**Short exercise:** Below are entries. Pull out all lines containing "this".

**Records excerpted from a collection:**
━━━━

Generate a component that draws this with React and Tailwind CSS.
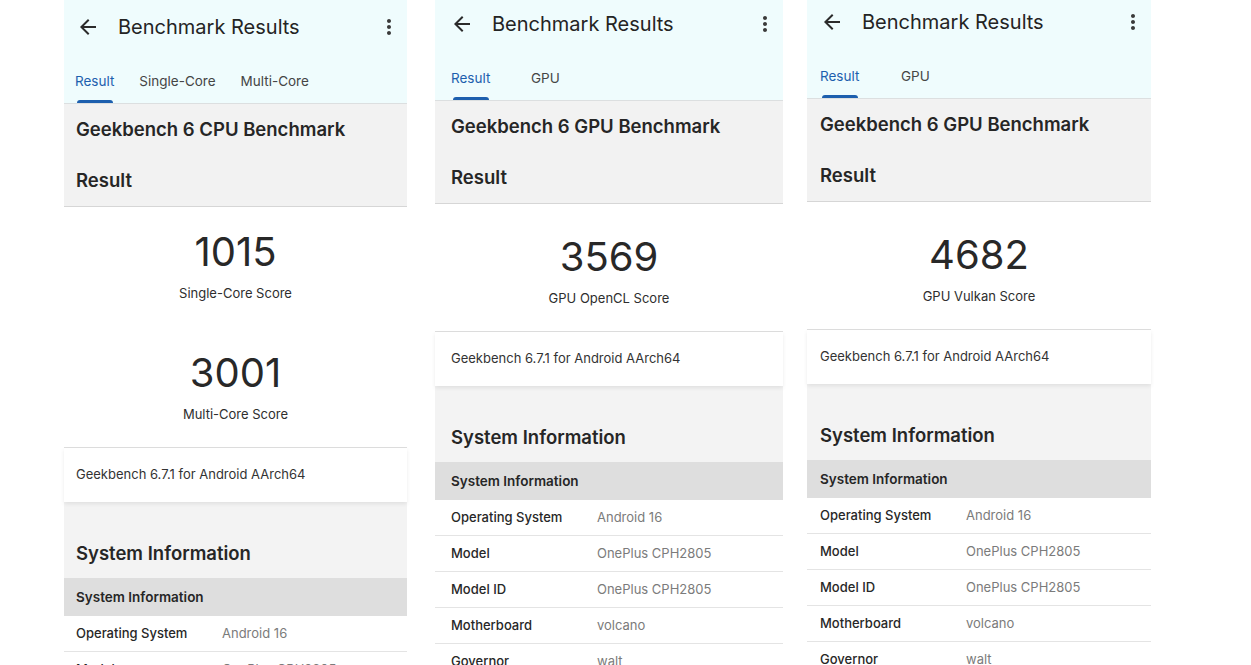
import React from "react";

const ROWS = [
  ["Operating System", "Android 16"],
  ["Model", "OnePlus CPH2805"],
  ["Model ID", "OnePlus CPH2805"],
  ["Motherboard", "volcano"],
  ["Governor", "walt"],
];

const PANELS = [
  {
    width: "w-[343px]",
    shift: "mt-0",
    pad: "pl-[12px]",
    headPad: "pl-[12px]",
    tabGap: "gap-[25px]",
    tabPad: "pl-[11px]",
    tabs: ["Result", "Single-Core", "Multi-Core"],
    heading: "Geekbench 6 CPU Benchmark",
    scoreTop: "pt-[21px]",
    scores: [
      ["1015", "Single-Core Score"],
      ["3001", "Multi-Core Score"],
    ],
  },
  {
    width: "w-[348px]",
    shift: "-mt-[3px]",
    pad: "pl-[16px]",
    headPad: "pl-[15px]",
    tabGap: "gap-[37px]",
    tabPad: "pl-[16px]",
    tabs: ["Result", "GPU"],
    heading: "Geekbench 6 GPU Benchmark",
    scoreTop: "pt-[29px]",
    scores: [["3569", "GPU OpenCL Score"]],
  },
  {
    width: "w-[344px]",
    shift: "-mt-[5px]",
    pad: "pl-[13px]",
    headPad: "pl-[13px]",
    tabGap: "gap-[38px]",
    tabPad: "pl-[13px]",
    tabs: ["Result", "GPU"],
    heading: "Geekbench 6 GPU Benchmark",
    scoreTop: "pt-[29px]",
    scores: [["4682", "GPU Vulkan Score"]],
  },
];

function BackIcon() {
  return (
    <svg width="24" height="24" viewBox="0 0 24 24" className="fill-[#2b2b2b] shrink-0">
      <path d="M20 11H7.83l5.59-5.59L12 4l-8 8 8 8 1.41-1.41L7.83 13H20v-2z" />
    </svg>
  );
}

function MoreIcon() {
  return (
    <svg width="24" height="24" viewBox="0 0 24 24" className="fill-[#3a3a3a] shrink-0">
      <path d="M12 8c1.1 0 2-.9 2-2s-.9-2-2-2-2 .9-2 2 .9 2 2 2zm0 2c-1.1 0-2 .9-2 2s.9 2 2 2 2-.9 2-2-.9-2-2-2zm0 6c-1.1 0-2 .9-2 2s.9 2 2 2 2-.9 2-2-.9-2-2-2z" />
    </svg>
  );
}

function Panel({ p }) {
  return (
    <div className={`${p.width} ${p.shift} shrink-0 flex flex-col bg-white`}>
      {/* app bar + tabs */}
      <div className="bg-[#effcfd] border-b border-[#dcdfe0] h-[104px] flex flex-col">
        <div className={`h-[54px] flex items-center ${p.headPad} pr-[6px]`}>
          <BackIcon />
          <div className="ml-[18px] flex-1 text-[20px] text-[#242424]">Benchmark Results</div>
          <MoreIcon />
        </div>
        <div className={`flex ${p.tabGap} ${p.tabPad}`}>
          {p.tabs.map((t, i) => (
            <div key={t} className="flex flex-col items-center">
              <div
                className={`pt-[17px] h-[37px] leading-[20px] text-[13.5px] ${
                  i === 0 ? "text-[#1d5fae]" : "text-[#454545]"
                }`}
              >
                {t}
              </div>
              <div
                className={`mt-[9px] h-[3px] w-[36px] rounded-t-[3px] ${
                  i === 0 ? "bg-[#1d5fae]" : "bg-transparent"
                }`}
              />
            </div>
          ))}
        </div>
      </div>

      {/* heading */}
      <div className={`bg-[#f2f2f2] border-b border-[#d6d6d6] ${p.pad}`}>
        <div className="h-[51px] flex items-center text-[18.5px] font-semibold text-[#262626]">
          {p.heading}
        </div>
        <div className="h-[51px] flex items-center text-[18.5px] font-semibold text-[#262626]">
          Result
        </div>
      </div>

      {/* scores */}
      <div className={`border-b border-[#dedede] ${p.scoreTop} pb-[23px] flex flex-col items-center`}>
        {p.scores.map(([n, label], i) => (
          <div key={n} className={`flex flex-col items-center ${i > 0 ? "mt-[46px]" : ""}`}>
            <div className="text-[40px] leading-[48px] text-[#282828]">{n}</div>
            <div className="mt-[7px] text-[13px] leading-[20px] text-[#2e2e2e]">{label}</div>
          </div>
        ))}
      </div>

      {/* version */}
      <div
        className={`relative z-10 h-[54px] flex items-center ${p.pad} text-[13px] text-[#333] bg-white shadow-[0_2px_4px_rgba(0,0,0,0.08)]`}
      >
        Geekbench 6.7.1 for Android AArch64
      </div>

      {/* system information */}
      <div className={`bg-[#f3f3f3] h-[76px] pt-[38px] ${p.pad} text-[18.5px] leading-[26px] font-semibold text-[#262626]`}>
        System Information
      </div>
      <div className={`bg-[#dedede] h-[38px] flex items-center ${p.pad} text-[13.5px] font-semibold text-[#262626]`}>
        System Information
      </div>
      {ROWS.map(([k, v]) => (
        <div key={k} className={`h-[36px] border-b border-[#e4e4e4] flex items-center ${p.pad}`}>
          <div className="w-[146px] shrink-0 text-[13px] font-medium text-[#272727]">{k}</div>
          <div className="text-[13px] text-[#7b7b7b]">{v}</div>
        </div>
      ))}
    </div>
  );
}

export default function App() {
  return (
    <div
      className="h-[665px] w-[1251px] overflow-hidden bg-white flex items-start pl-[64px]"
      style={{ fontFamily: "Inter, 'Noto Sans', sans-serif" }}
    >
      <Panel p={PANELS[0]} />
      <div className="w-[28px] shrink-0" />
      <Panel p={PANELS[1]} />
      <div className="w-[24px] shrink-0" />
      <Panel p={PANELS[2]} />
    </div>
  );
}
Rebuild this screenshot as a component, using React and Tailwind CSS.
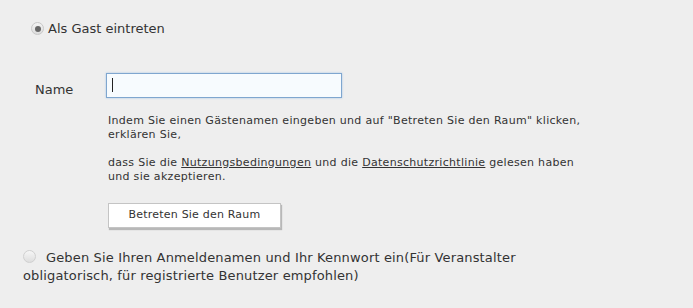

━━━━

**The answer:**
Generate a component that draws this with React and Tailwind CSS.
Rebuild this screenshot as a component, using React and Tailwind CSS.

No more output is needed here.